1° Hubert Joseph Jean Lambert, ridder de, Ned. militair. * 16 Nov. 1788 te Roermond, ♱ 13 April 1861 te Maastricht. Na in het Bataafsche leger reeds aan een groot aantal veldtochten te hebben deelgenomen, vertrok hij in 1820 als luit.-kolonel der cavalerie naar Ned.-Indië. Was successievelijk commandant van Solo, van Malaka en van Padang, alwaar hij door zijn tactvol optreden het vertrouwen in het Ned. gezag wist te herstellen. Van 1830-’35 was hij commandant van het Indische leger.
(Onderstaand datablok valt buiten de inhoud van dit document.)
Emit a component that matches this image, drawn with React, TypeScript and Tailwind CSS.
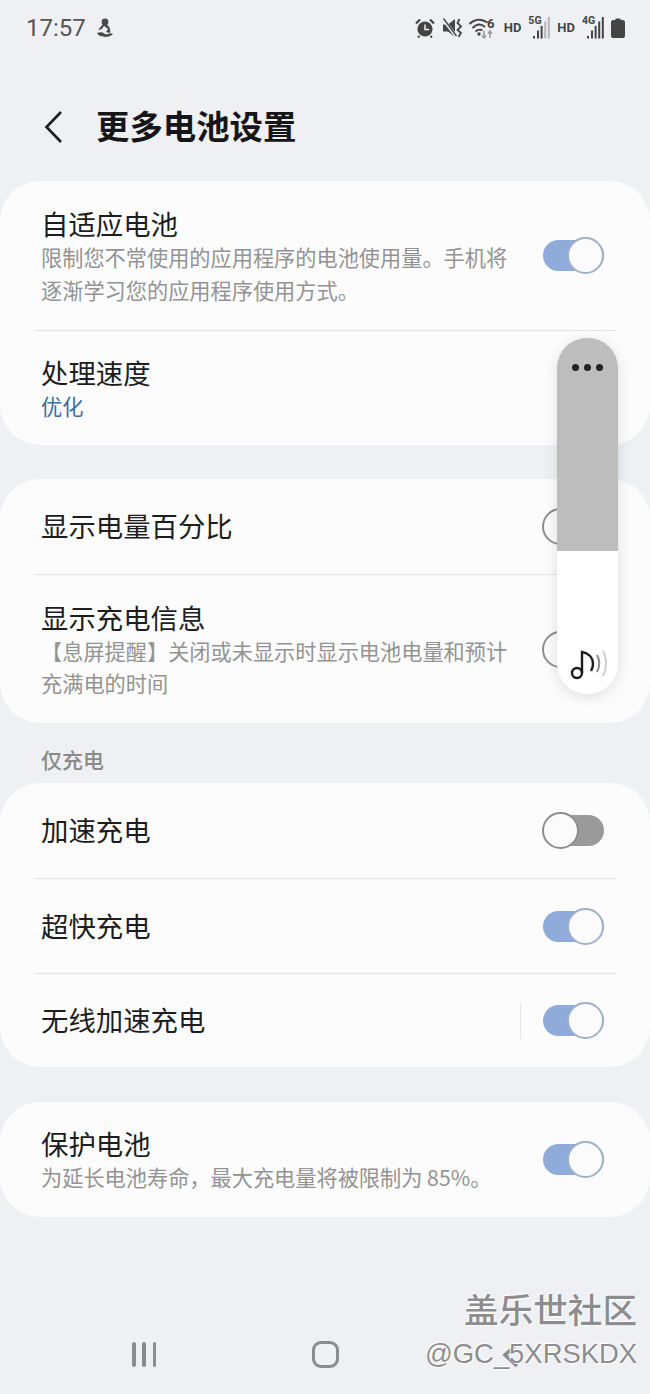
import type { ReactNode } from 'react';

const cjk = "font-['Noto_Sans_CJK_SC','Noto_Sans',sans-serif]";

function Toggle({ on }: { on: boolean }) {
  return (
    <div className={`relative h-[31px] w-[61px] shrink-0 rounded-full ${on ? 'bg-[#8fabd9]' : 'bg-[#9a9a9a]'}`}>
      <div
        className={`absolute top-[-3px] size-[37px] rounded-full border-2 bg-[#fbfbfb] ${
          on ? 'right-0 border-[#9fb0c8]' : 'left-[-1px] border-[#8e8e8e]'
        }`}
      />
    </div>
  );
}

function Row({
  title,
  sub,
  on,
  height,
  last,
  accent,
  sep,
}: {
  title: string;
  sub?: ReactNode;
  on?: boolean;
  height: string;
  last?: boolean;
  accent?: boolean;
  sep?: boolean;
}) {
  return (
    <div
      className={`ml-[34px] mr-[33px] flex items-center justify-between pl-[7px] pr-[13px] ${height} ${
        last ? '' : 'border-b border-[#e4e4e6]'
      }`}
    >
      <div className={`w-[470px] ${sub ? '' : 'pb-[3px]'}`}>
        <div className="text-[27.4px] leading-[36px] text-[#1d1d1f]">{title}</div>
        {sub && (
          <div className={`text-[21.2px] leading-[32.5px] ${accent ? 'text-[#3f6d9e]' : 'text-[#939393]'}`}>{sub}</div>
        )}
      </div>
      <div className="flex items-center">
        {sep && <div className="mr-[22px] h-[36px] w-px bg-[#e6e6e8]" />}
        {on !== undefined && <Toggle on={on} />}
      </div>
    </div>
  );
}

function StatusIcons() {
  return (
    <div className="flex items-center text-[#444]">
      {/* alarm */}
      <svg width="20" height="20" viewBox="0 0 20 20" className="text-[#444]">
        <circle cx="10" cy="11" r="7.6" fill="currentColor" />
        <path d="M10 6.5V11.5H14" fill="none" stroke="#eef0f4" strokeWidth="1.5" />
        <path d="M1 5.5 5 1.5M19 5.5 15 1.5" stroke="currentColor" strokeWidth="2.2" />
        <path d="M4.5 18 3 19.5M15.5 18 17 19.5" stroke="currentColor" strokeWidth="2" />
      </svg>
      {/* mute with vibrate */}
      <svg width="20" height="20" viewBox="0 0 20 20" className="ml-[8px]">
        <path d="M0 6.5H5L12 1V19L5 13.5H0Z" fill="currentColor" />
        <path d="M0 1 13 18" stroke="#eef0f4" strokeWidth="3.2" />
        <path d="M0.5 0.5 13.5 18" stroke="currentColor" strokeWidth="1.4" />
        <path d="M16.5 1 14.5 5 18 8.5 14.5 12 18 15 15.5 19" fill="none" stroke="currentColor" strokeWidth="1.8" />
      </svg>
      {/* wifi 6 */}
      <svg width="26" height="24" viewBox="0 0 26 24" className="ml-[6px]">
        <path d="M0.5 8C6 2.5 13 2.5 18.5 6.5" fill="none" stroke="currentColor" strokeWidth="2" />
        <path d="M3.5 12C8 7.5 12 7.5 16 11" fill="none" stroke="currentColor" strokeWidth="2" />
        <path d="M6.5 15.5C9.5 13 11 13 13.5 14.5" fill="none" stroke="currentColor" strokeWidth="2" />
        <circle cx="10" cy="18" r="1.7" fill="currentColor" />
        <path d="M15 15V22M13 19.5 15 22 17 19.5" fill="none" stroke="#9b9b9b" strokeWidth="1.6" />
        <path d="M21 22V15M19 17.5 21 15 23 17.5" fill="none" stroke="#9b9b9b" strokeWidth="1.6" />
        <text x="18" y="12" fontSize="13" fontWeight="700" fontFamily="Roboto, sans-serif" fill="currentColor">
          6
        </text>
      </svg>
      <span className="ml-[9px] font-['Roboto',sans-serif] text-[13px] font-bold">HD</span>
      <Signal label="5G" dim className="ml-[7px]" />
      <span className="ml-[6px] font-['Roboto',sans-serif] text-[13px] font-bold">HD</span>
      <Signal label="4G" className="ml-[7px]" />
      {/* battery */}
      <svg width="14" height="20" viewBox="0 0 14 20" className="ml-[6px]">
        <path d="M4.5 0.5H9.5V2H12C13 2 14 3 14 4V18C14 19 13 20 12 20H2C1 20 0 19 0 18V4C0 3 1 2 2 2H4.5Z" fill="currentColor" />
      </svg>
    </div>
  );
}

function Signal({ label, dim, className }: { label: string; dim?: boolean; className?: string }) {
  const bars = [8, 12.5, 17, 21.5];
  return (
    <div className={`relative h-[24px] w-[23px] ${className ?? ''}`}>
      <span className="absolute left-0 top-[-2px] font-['Roboto',sans-serif] text-[10.5px] font-bold leading-[14px]">
        {label}
      </span>
      <svg width="23" height="24" viewBox="0 0 23 24" className="absolute inset-0">
        <rect x="5" y="20" width="2" height="2.5" fill="currentColor" />
        {bars.map((h, i) => (
          <rect
            key={h}
            x={9 + i * 3.6}
            y={22.5 - h}
            width="2"
            height={h}
            fill={dim && i > 1 ? '#b5b5b5' : 'currentColor'}
          />
        ))}
      </svg>
    </div>
  );
}

export default function App() {
  return (
    <div className={`relative h-[1394px] w-[650px] overflow-hidden bg-[#eef0f4] ${cjk}`}>
      {/* status bar */}
      <div className="flex h-[56px] items-center justify-between pl-[26px] pr-[25px]">
        <div className="flex items-center">
          <span className="font-['Roboto',sans-serif] text-[24px] text-[#555]">17:57</span>
          <svg width="18" height="20" viewBox="0 0 18 20" className="ml-[10px] text-[#4b4b4b]">
            <circle cx="9" cy="4" r="3.4" fill="currentColor" />
            <path d="M7 6 2 12 6 11 8 8 12 11 10 14 14 15C15 11 13 7 9 6Z" fill="currentColor" />
            <path d="M1 15C3 19.5 13 20.5 17 16C14 14 12 17 9 16C7 14 4 14 1 15Z" fill="currentColor" />
          </svg>
        </div>
        <StatusIcons />
      </div>

      {/* header */}
      <div className="flex h-[125px] items-start pl-[44px] pt-[50px]">
        <svg width="20" height="34" viewBox="0 0 20 34" className="mt-[4px] text-[#1d1d1f]">
          <path d="M17 2 2.5 17 17 32" fill="none" stroke="currentColor" strokeWidth="2.6" />
        </svg>
        <h1 className="ml-[32px] text-[33.4px] font-bold leading-[38px] text-[#161618]">更多电池设置</h1>
      </div>

      {/* settings */}
      <div className="rounded-[40px] bg-[#fcfcfd]">
        <Row
          title="自适应电池"
          sub="限制您不常使用的应用程序的电池使用量。手机将逐渐学习您的应用程序使用方式。"
          on
          height="h-[150px]"
        />
        <Row title="处理速度" sub="优化" accent height="h-[114px]" last />
      </div>

      <div className="mt-[34px] rounded-[40px] bg-[#fcfcfd]">
        <Row title="显示电量百分比" on={false} height="h-[96px]" />
        <Row
          title="显示充电信息"
          sub="【息屏提醒】关闭或未显示时显示电池电量和预计充满电的时间"
          on={false}
          height="h-[148px]"
          last
        />
      </div>

      <div className="pl-[41px] pt-[23px] text-[21px] font-medium leading-[26px] text-[#8a8a8d]">仅充电</div>

      <div className="mt-[11px] rounded-[40px] bg-[#fcfcfd]">
        <Row title="加速充电" on={false} height="h-[96px]" />
        <Row title="超快充电" on height="h-[95px]" />
        <Row title="无线加速充电" on sep height="h-[93px]" last />
      </div>

      <div className="mt-[35px] rounded-[40px] bg-[#fcfcfd]">
        <Row title="保护电池" sub="为延长电池寿命，最大充电量将被限制为 85%。" on height="h-[115px]" last />
      </div>

      {/* nav bar */}
      <div className="mt-[124px] flex items-center pl-[132px]">
        <div className="flex w-[24px] justify-between">
          <div className="h-[25px] w-[3.5px] rounded-full bg-[#8b8b8e]" />
          <div className="h-[25px] w-[3.5px] rounded-full bg-[#8b8b8e]" />
          <div className="h-[25px] w-[3.5px] rounded-full bg-[#8b8b8e]" />
        </div>
        <div className="ml-[156px] size-[27px] rounded-[9px] border-[3.5px] border-[#8b8b8e]" />
      </div>

      {/* floating sound panel */}
      <div className="absolute left-[557px] top-[338px] flex h-[356px] w-[61px] flex-col overflow-hidden rounded-[30px] bg-white shadow-[0_3px_14px_rgba(0,0,0,0.12)]">
        <div className="flex h-[213px] justify-center gap-[5px] bg-[#bdbdbd] pt-[26px]">
          <div className="size-[7px] rounded-full bg-[#222]" />
          <div className="size-[7px] rounded-full bg-[#222]" />
          <div className="size-[7px] rounded-full bg-[#222]" />
        </div>
        <div className="flex flex-1 items-end pb-[14px] pl-[13px]">
          <svg width="38" height="32" viewBox="0 0 38 32">
            <circle cx="7" cy="25" r="5" fill="none" stroke="#1b1b1b" strokeWidth="2.4" />
            <path d="M12 25V4C18 5 23 9 23 16 23 19 22 21 21 23" fill="none" stroke="#1b1b1b" strokeWidth="2.4" />
            <path d="M27 7C30 12 30 19 27 24" fill="none" stroke="#8a8a8a" strokeWidth="2" />
            <path d="M33 3C37 10 37 20 33 28" fill="none" stroke="#d0d0d0" strokeWidth="2" />
          </svg>
        </div>
      </div>

      {/* back key, under the watermark */}
      <svg width="20" height="28" viewBox="0 0 20 28" className="absolute left-[501px] top-[1341px] text-[#8b8b8e]">
        <path d="M16 3 4 14 16 25" fill="none" stroke="currentColor" strokeWidth="3.5" />
      </svg>

      {/* watermark */}
      <div className="absolute right-[13px] top-[1287px] flex flex-col items-end text-[#8d8d8f] [text-shadow:1px_1px_0_#fff,-1px_-1px_0_#fff]">
        <div className="text-[34.6px] font-medium leading-[42px]">盖乐世社区</div>
        <div className="mt-[7px] font-['Liberation_Sans',sans-serif] text-[27.4px] leading-[36px]">@GC_5XRSKDX</div>
      </div>
    </div>
  );
}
2° Jhr. Victor de, Ned. publicist en kunsthistoricus. * 20 Oct. 1843 te Maastricht, ♱ 21 Maart 1916. Bekend strijder voor het behoud van monumenten, die bereikte, dat kunst en monumentenzorg „regeeringszaak” werden. Publiceerde in 1873 het vermaarde Gidsartikel „Holland op zijn smalst”, dat een vernietigenden aanval op de schandelijke verwaarloozing van de monumenten inhield, en dat naaste aanleiding werd tot vorming van een „Collegie der rijksadviseurs voor de monumenten van geschiedenis en kunst” (1874), waarin Cuypers en De Stuers (secretaris) zitting hadden. In 1875 werd hij referendaris aan de toen gevormde afd. kunsten en wetenschappen van het dept. van Binnenl. Zaken. In 1901 kreeg S. zitting in de Tweede Kamer. Voor de Ned. cultuur in het algemeen en de Kath. meer in het bijzonder heeft S. zich nauwelijks te schatten verdiensten verworven.
Lit.: Brom, Romantiek en Katholicisme in Nederland (2 dln. 1926); Het levenswerk van Jhr. Mr. De S. (1913); Albers, V. d. S. (in: Tschr. Studiën, dl. 89-92, 1918/19).